***** EXTRACTED MATERIAL
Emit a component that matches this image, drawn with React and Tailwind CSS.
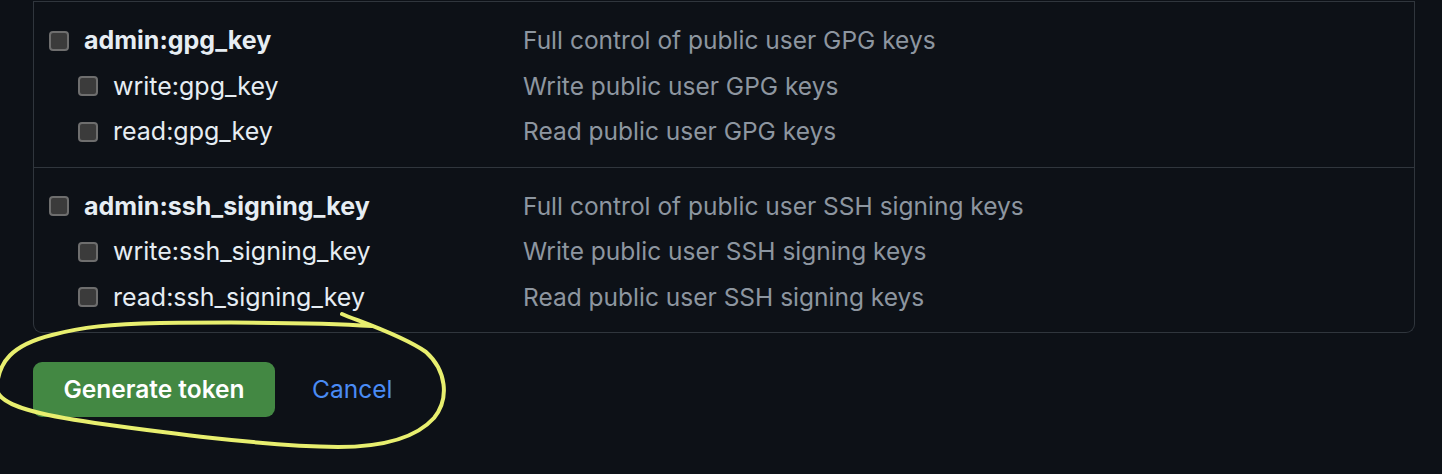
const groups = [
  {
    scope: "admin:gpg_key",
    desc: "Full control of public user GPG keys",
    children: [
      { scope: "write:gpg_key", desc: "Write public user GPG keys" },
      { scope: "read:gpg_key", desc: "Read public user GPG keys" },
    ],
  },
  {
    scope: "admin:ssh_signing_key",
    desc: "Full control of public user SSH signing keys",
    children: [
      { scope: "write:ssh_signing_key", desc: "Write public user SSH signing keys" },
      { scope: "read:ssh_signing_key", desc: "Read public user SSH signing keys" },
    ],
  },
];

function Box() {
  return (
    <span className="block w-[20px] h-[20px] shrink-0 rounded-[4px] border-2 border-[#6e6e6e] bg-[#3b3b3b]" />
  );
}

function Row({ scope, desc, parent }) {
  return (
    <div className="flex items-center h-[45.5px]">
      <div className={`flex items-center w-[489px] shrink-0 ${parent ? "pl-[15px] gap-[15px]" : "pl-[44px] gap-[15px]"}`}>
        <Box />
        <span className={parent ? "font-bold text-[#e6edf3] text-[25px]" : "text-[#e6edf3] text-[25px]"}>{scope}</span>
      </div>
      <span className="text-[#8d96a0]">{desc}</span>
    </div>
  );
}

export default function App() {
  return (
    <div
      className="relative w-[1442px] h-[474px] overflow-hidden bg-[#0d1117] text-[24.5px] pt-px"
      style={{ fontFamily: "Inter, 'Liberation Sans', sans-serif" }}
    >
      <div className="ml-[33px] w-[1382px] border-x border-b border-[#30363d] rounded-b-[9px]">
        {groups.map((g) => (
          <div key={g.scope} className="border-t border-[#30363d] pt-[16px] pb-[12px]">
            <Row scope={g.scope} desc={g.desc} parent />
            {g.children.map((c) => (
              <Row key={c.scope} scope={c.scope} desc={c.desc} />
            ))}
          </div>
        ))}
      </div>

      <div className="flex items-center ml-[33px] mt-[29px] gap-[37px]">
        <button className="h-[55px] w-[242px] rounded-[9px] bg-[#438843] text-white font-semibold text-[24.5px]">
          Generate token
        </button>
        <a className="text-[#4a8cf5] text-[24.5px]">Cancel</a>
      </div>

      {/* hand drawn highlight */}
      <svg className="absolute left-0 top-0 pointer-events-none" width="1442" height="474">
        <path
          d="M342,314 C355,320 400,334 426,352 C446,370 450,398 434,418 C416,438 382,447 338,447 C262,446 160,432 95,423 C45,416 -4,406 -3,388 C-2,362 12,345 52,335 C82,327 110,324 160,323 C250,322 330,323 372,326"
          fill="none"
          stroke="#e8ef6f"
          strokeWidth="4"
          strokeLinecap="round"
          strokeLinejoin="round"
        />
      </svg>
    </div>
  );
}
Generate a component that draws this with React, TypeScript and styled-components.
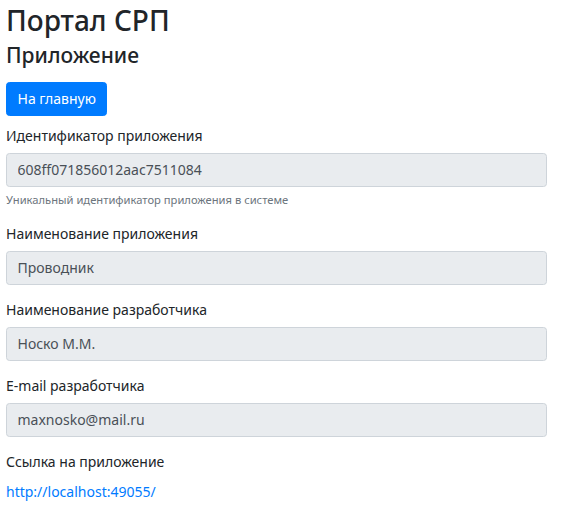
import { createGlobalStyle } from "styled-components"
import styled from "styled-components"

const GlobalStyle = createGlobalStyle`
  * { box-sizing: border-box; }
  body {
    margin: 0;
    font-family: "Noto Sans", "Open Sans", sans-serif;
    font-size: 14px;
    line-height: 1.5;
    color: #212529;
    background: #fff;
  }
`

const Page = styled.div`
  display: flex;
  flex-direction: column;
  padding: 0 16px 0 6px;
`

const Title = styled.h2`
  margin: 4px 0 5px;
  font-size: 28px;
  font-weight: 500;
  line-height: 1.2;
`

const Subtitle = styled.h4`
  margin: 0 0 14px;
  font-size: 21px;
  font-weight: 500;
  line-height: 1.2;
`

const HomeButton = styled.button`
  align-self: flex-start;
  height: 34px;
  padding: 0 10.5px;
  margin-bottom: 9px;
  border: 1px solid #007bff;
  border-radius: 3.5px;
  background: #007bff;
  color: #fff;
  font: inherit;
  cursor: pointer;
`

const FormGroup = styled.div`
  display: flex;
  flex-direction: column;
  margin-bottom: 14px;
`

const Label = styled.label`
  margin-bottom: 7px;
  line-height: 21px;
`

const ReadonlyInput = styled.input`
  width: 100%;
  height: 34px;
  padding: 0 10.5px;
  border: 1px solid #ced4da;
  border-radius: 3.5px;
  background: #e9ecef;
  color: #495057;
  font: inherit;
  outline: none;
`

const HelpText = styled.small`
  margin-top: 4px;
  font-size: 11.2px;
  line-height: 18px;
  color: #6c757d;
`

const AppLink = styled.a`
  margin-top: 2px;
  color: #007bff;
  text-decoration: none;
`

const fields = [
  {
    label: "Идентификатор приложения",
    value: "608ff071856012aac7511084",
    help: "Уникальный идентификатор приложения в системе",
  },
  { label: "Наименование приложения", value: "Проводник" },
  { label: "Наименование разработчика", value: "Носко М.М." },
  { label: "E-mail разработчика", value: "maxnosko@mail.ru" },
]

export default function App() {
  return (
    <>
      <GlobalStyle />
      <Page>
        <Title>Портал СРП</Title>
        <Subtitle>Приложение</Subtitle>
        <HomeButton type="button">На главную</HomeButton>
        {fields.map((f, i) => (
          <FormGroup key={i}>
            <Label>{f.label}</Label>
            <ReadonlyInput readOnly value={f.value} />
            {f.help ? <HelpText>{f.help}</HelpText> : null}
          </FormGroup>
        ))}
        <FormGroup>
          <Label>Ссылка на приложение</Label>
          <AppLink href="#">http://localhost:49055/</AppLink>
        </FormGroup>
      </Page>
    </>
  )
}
**********
The records above are to be quoted exactly, with all pictures left out.

Emit a component that matches this image, drawn with React and Tailwind CSS.
const groups = [
  {
    scope: "admin:gpg_key",
    desc: "Full control of public user GPG keys",
    children: [
      { scope: "write:gpg_key", desc: "Write public user GPG keys" },
      { scope: "read:gpg_key", desc: "Read public user GPG keys" },
    ],
  },
  {
    scope: "admin:ssh_signing_key",
    desc: "Full control of public user SSH signing keys",
    children: [
      { scope: "write:ssh_signing_key", desc: "Write public user SSH signing keys" },
      { scope: "read:ssh_signing_key", desc: "Read public user SSH signing keys" },
    ],
  },
];

function Box() {
  return (
    <span className="block w-[20px] h-[20px] shrink-0 rounded-[4px] border-2 border-[#6e6e6e] bg-[#3b3b3b]" />
  );
}

function Row({ scope, desc, parent }) {
  return (
    <div className="flex items-center h-[45.5px]">
      <div className={`flex items-center w-[489px] shrink-0 ${parent ? "pl-[15px] gap-[15px]" : "pl-[44px] gap-[15px]"}`}>
        <Box />
        <span className={parent ? "font-bold text-[#e6edf3] text-[25px]" : "text-[#e6edf3] text-[25px]"}>{scope}</span>
      </div>
      <span className="text-[#8d96a0]">{desc}</span>
    </div>
  );
}

export default function App() {
  return (
    <div
      className="relative w-[1442px] h-[474px] overflow-hidden bg-[#0d1117] text-[24.5px] pt-px"
      style={{ fontFamily: "Inter, 'Liberation Sans', sans-serif" }}
    >
      <div className="ml-[33px] w-[1382px] border-x border-b border-[#30363d] rounded-b-[9px]">
        {groups.map((g) => (
          <div key={g.scope} className="border-t border-[#30363d] pt-[16px] pb-[12px]">
            <Row scope={g.scope} desc={g.desc} parent />
            {g.children.map((c) => (
              <Row key={c.scope} scope={c.scope} desc={c.desc} />
            ))}
          </div>
        ))}
      </div>

      <div className="flex items-center ml-[33px] mt-[29px] gap-[37px]">
        <button className="h-[55px] w-[242px] rounded-[9px] bg-[#438843] text-white font-semibold text-[24.5px]">
          Generate token
        </button>
        <a className="text-[#4a8cf5] text-[24.5px]">Cancel</a>
      </div>

      {/* hand drawn highlight */}
      <svg className="absolute left-0 top-0 pointer-events-none" width="1442" height="474">
        <path
          d="M342,314 C355,320 400,334 426,352 C446,370 450,398 434,418 C416,438 382,447 338,447 C262,446 160,432 95,423 C45,416 -4,406 -3,388 C-2,362 12,345 52,335 C82,327 110,324 160,323 C250,322 330,323 372,326"
          fill="none"
          stroke="#e8ef6f"
          strokeWidth="4"
          strokeLinecap="round"
          strokeLinejoin="round"
        />
      </svg>
    </div>
  );
}
Generate a component that draws this with React, TypeScript and styled-components.
import { createGlobalStyle } from "styled-components"
import styled from "styled-components"

const GlobalStyle = createGlobalStyle`
  * { box-sizing: border-box; }
  body {
    margin: 0;
    font-family: "Noto Sans", "Open Sans", sans-serif;
    font-size: 14px;
    line-height: 1.5;
    color: #212529;
    background: #fff;
  }
`

const Page = styled.div`
  display: flex;
  flex-direction: column;
  padding: 0 16px 0 6px;
`

const Title = styled.h2`
  margin: 4px 0 5px;
  font-size: 28px;
  font-weight: 500;
  line-height: 1.2;
`

const Subtitle = styled.h4`
  margin: 0 0 14px;
  font-size: 21px;
  font-weight: 500;
  line-height: 1.2;
`

const HomeButton = styled.button`
  align-self: flex-start;
  height: 34px;
  padding: 0 10.5px;
  margin-bottom: 9px;
  border: 1px solid #007bff;
  border-radius: 3.5px;
  background: #007bff;
  color: #fff;
  font: inherit;
  cursor: pointer;
`

const FormGroup = styled.div`
  display: flex;
  flex-direction: column;
  margin-bottom: 14px;
`

const Label = styled.label`
  margin-bottom: 7px;
  line-height: 21px;
`

const ReadonlyInput = styled.input`
  width: 100%;
  height: 34px;
  padding: 0 10.5px;
  border: 1px solid #ced4da;
  border-radius: 3.5px;
  background: #e9ecef;
  color: #495057;
  font: inherit;
  outline: none;
`

const HelpText = styled.small`
  margin-top: 4px;
  font-size: 11.2px;
  line-height: 18px;
  color: #6c757d;
`

const AppLink = styled.a`
  margin-top: 2px;
  color: #007bff;
  text-decoration: none;
`

const fields = [
  {
    label: "Идентификатор приложения",
    value: "608ff071856012aac7511084",
    help: "Уникальный идентификатор приложения в системе",
  },
  { label: "Наименование приложения", value: "Проводник" },
  { label: "Наименование разработчика", value: "Носко М.М." },
  { label: "E-mail разработчика", value: "maxnosko@mail.ru" },
]

export default function App() {
  return (
    <>
      <GlobalStyle />
      <Page>
        <Title>Портал СРП</Title>
        <Subtitle>Приложение</Subtitle>
        <HomeButton type="button">На главную</HomeButton>
        {fields.map((f, i) => (
          <FormGroup key={i}>
            <Label>{f.label}</Label>
            <ReadonlyInput readOnly value={f.value} />
            {f.help ? <HelpText>{f.help}</HelpText> : null}
          </FormGroup>
        ))}
        <FormGroup>
          <Label>Ссылка на приложение</Label>
          <AppLink href="#">http://localhost:49055/</AppLink>
        </FormGroup>
      </Page>
    </>
  )
}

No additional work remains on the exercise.